# [Supplied material]
——————————

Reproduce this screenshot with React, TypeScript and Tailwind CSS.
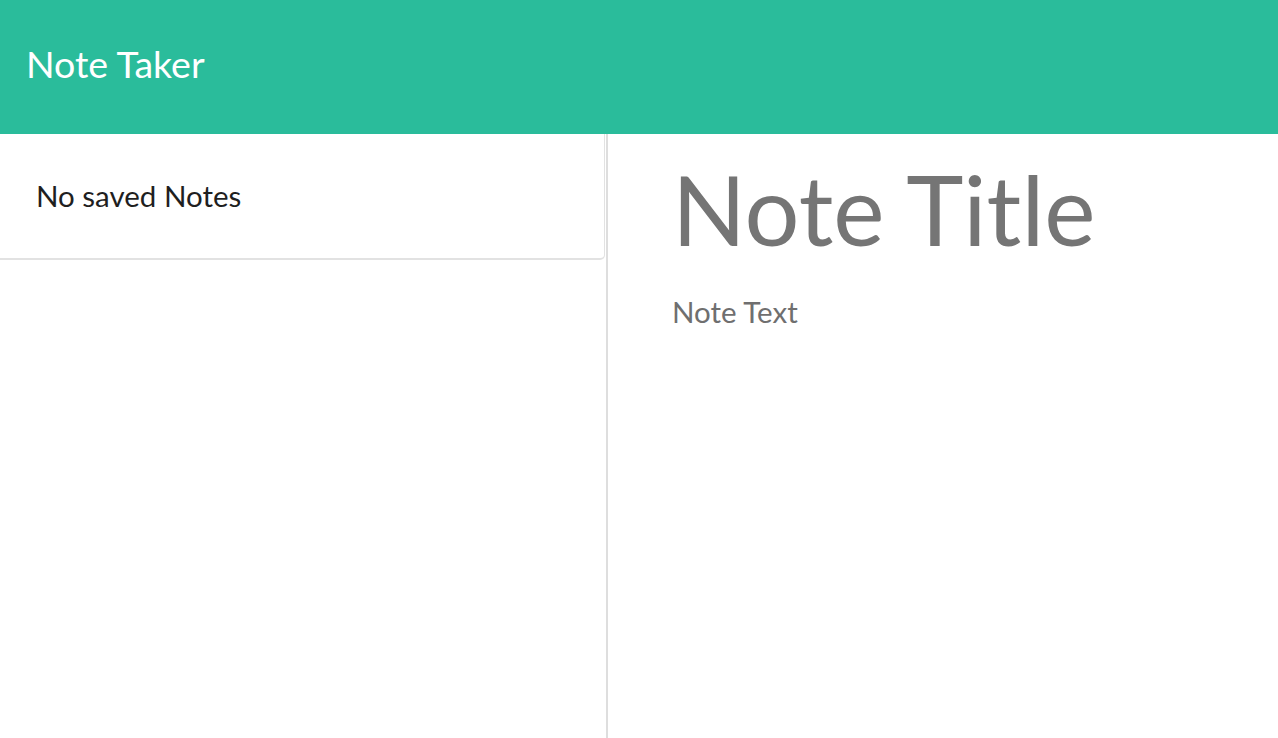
import React from "react";

const App: React.FC = () => {
  return (
    <div className="h-[738px] w-[1278px] flex flex-col bg-white font-['Lato',sans-serif] overflow-hidden">
      <nav className="h-[134px] shrink-0 bg-[#2abc9b] flex items-center px-[26px]">
        <h1 className="text-white text-[37.5px] leading-none pb-[6px]">Note Taker</h1>
      </nav>
      <div className="flex flex-1 min-h-0">
        <div className="w-[608px] shrink-0 border-r-2 border-[#dedede]">
          <ul className="w-[605px] border-b-2 border-r border-[#e2e2e2] rounded-br-[5px] h-[126px] flex items-center px-[36px]">
            <li className="text-[#1f1f1f] text-[29.5px] leading-none">No saved Notes</li>
          </ul>
        </div>
        <div className="flex-1 pl-[64px] pt-[16px]">
          <input
            className="block w-full text-[97px] leading-none text-[#757575] placeholder:text-[#757575] outline-none"
            placeholder="Note Title"
            maxLength={28}
          />
          <textarea
            className="block w-full mt-[27px] text-[29.5px] leading-tight text-[#6f6f6f] placeholder:text-[#6f6f6f] outline-none resize-none h-[300px]"
            placeholder="Note Text"
          />
        </div>
      </div>
    </div>
  );
};

export default App;
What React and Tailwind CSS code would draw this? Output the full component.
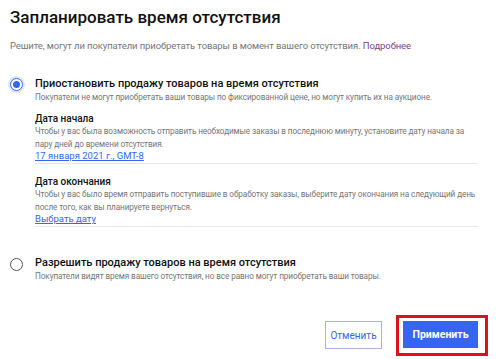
import React, { useState } from 'react';

const Radio = ({ checked, onClick }) => (
  <button
    type="button"
    onClick={onClick}
    className={`flex h-[13px] w-[13px] shrink-0 items-center justify-center rounded-full border ${
      checked ? 'border-[#3665f3] shadow-[0_0_0_2px_#dfe6fb]' : 'border-[#555]'
    } bg-white`}
  >
    {checked && <span className="h-[7px] w-[7px] rounded-full bg-[#3665f3]" />}
  </button>
);

const DateBlock = ({ title, text, link }) => (
  <div className="border-b border-[#e8e8e8] pb-[1px]">
    <div className="text-[10px] font-medium leading-[13px] text-[#111]">{title}</div>
    <p className="text-[8.2px] leading-[12.5px] tracking-[-0.1px] text-[#767676]">{text}</p>
    <a href="#" className="block text-[9.5px] leading-[12px] text-[#3665f3] underline">
      {link}
    </a>
  </div>
);

const App = () => {
  const [mode, setMode] = useState('pause');

  return (
    <div className="h-[359px] w-[500px] overflow-hidden bg-white px-[10px] pt-[6px] font-['Roboto',Arial,sans-serif]">
      <h1 className="text-[17px] font-medium leading-[22px] text-[#111]">Запланировать время отсутствия</h1>
      <p className="mt-[11px] text-[9.5px] leading-[13px] tracking-[-0.1px] text-[#767676]">
        Решите, могут ли покупатели приобретать товары в момент вашего отсутствия.{' '}
        <a href="#" className="text-[#7b3f8c]">
          Подробнее
        </a>
      </p>

      <div className="mt-[25px] flex items-start gap-[12px]">
        <div className="pt-[1px]">
          <Radio checked={mode === 'pause'} onClick={() => setMode('pause')} />
        </div>
        <div className="flex-1 pr-[12px]">
          <div className="text-[11px] font-medium leading-[14px] text-[#111]">
            Приостановить продажу товаров на время отсутствия
          </div>
          <p className="text-[8.2px] leading-[13px] tracking-[-0.1px] text-[#767676]">
            Покупатели не могут приобретать ваши товары по фиксированной цене, но могут купить их на аукционе.
          </p>
          <div className="mt-[8px] flex flex-col gap-[11px]">
            <DateBlock
              title="Дата начала"
              text="Чтобы у вас была возможность отправить необходимые заказы в последнюю минуту, установите дату начала за пару дней до времени отсутствия."
              link="17 января 2021 г., GMT-8"
            />
            <DateBlock
              title="Дата окончания"
              text="Чтобы у вас было время отправить поступившие в обработку заказы, выберите дату окончания на следующий день после того, как вы планируете вернуться."
              link="Выбрать дату"
            />
          </div>
        </div>
      </div>

      <div className="mt-[29px] flex items-start gap-[12px]">
        <div className="pt-[2px]">
          <Radio checked={mode === 'allow'} onClick={() => setMode('allow')} />
        </div>
        <div>
          <div className="text-[11px] font-medium leading-[14px] text-[#111]">
            Разрешить продажу товаров на время отсутствия
          </div>
          <p className="text-[8.2px] leading-[13px] tracking-[-0.1px] text-[#767676]">
            Покупатели видят время вашего отсутствия, но все равно могут приобретать ваши товары.
          </p>
        </div>
      </div>

      <div className="mt-[32px] flex items-start justify-end gap-[14px] pr-[2px]">
        <button className="mt-[6px] h-[28px] w-[57px] border border-[#a9b4dc] bg-white text-[10px] text-[#3665f3]">
          Отменить
        </button>
        <div className="border-[3px] border-[#e0101c] pb-[5px] pl-[4px] pr-[7px] pt-[3px]">
          <button className="h-[27px] w-[75px] bg-[#3665f3] text-[10.5px] font-bold text-white">Применить</button>
        </div>
      </div>
    </div>
  );
};

export default App;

——————————

# [What is being asked]
Write every entry out again exactly, dropping the pictures.

# [Result of this task]
Reproduce this screenshot with React, TypeScript and Tailwind CSS.
import React from "react";

const App: React.FC = () => {
  return (
    <div className="h-[738px] w-[1278px] flex flex-col bg-white font-['Lato',sans-serif] overflow-hidden">
      <nav className="h-[134px] shrink-0 bg-[#2abc9b] flex items-center px-[26px]">
        <h1 className="text-white text-[37.5px] leading-none pb-[6px]">Note Taker</h1>
      </nav>
      <div className="flex flex-1 min-h-0">
        <div className="w-[608px] shrink-0 border-r-2 border-[#dedede]">
          <ul className="w-[605px] border-b-2 border-r border-[#e2e2e2] rounded-br-[5px] h-[126px] flex items-center px-[36px]">
            <li className="text-[#1f1f1f] text-[29.5px] leading-none">No saved Notes</li>
          </ul>
        </div>
        <div className="flex-1 pl-[64px] pt-[16px]">
          <input
            className="block w-full text-[97px] leading-none text-[#757575] placeholder:text-[#757575] outline-none"
            placeholder="Note Title"
            maxLength={28}
          />
          <textarea
            className="block w-full mt-[27px] text-[29.5px] leading-tight text-[#6f6f6f] placeholder:text-[#6f6f6f] outline-none resize-none h-[300px]"
            placeholder="Note Text"
          />
        </div>
      </div>
    </div>
  );
};

export default App;
What React and Tailwind CSS code would draw this? Output the full component.
import React, { useState } from 'react';

const Radio = ({ checked, onClick }) => (
  <button
    type="button"
    onClick={onClick}
    className={`flex h-[13px] w-[13px] shrink-0 items-center justify-center rounded-full border ${
      checked ? 'border-[#3665f3] shadow-[0_0_0_2px_#dfe6fb]' : 'border-[#555]'
    } bg-white`}
  >
    {checked && <span className="h-[7px] w-[7px] rounded-full bg-[#3665f3]" />}
  </button>
);

const DateBlock = ({ title, text, link }) => (
  <div className="border-b border-[#e8e8e8] pb-[1px]">
    <div className="text-[10px] font-medium leading-[13px] text-[#111]">{title}</div>
    <p className="text-[8.2px] leading-[12.5px] tracking-[-0.1px] text-[#767676]">{text}</p>
    <a href="#" className="block text-[9.5px] leading-[12px] text-[#3665f3] underline">
      {link}
    </a>
  </div>
);

const App = () => {
  const [mode, setMode] = useState('pause');

  return (
    <div className="h-[359px] w-[500px] overflow-hidden bg-white px-[10px] pt-[6px] font-['Roboto',Arial,sans-serif]">
      <h1 className="text-[17px] font-medium leading-[22px] text-[#111]">Запланировать время отсутствия</h1>
      <p className="mt-[11px] text-[9.5px] leading-[13px] tracking-[-0.1px] text-[#767676]">
        Решите, могут ли покупатели приобретать товары в момент вашего отсутствия.{' '}
        <a href="#" className="text-[#7b3f8c]">
          Подробнее
        </a>
      </p>

      <div className="mt-[25px] flex items-start gap-[12px]">
        <div className="pt-[1px]">
          <Radio checked={mode === 'pause'} onClick={() => setMode('pause')} />
        </div>
        <div className="flex-1 pr-[12px]">
          <div className="text-[11px] font-medium leading-[14px] text-[#111]">
            Приостановить продажу товаров на время отсутствия
          </div>
          <p className="text-[8.2px] leading-[13px] tracking-[-0.1px] text-[#767676]">
            Покупатели не могут приобретать ваши товары по фиксированной цене, но могут купить их на аукционе.
          </p>
          <div className="mt-[8px] flex flex-col gap-[11px]">
            <DateBlock
              title="Дата начала"
              text="Чтобы у вас была возможность отправить необходимые заказы в последнюю минуту, установите дату начала за пару дней до времени отсутствия."
              link="17 января 2021 г., GMT-8"
            />
            <DateBlock
              title="Дата окончания"
              text="Чтобы у вас было время отправить поступившие в обработку заказы, выберите дату окончания на следующий день после того, как вы планируете вернуться."
              link="Выбрать дату"
            />
          </div>
        </div>
      </div>

      <div className="mt-[29px] flex items-start gap-[12px]">
        <div className="pt-[2px]">
          <Radio checked={mode === 'allow'} onClick={() => setMode('allow')} />
        </div>
        <div>
          <div className="text-[11px] font-medium leading-[14px] text-[#111]">
            Разрешить продажу товаров на время отсутствия
          </div>
          <p className="text-[8.2px] leading-[13px] tracking-[-0.1px] text-[#767676]">
            Покупатели видят время вашего отсутствия, но все равно могут приобретать ваши товары.
          </p>
        </div>
      </div>

      <div className="mt-[32px] flex items-start justify-end gap-[14px] pr-[2px]">
        <button className="mt-[6px] h-[28px] w-[57px] border border-[#a9b4dc] bg-white text-[10px] text-[#3665f3]">
          Отменить
        </button>
        <div className="border-[3px] border-[#e0101c] pb-[5px] pl-[4px] pr-[7px] pt-[3px]">
          <button className="h-[27px] w-[75px] bg-[#3665f3] text-[10.5px] font-bold text-white">Применить</button>
        </div>
      </div>
    </div>
  );
};

export default App;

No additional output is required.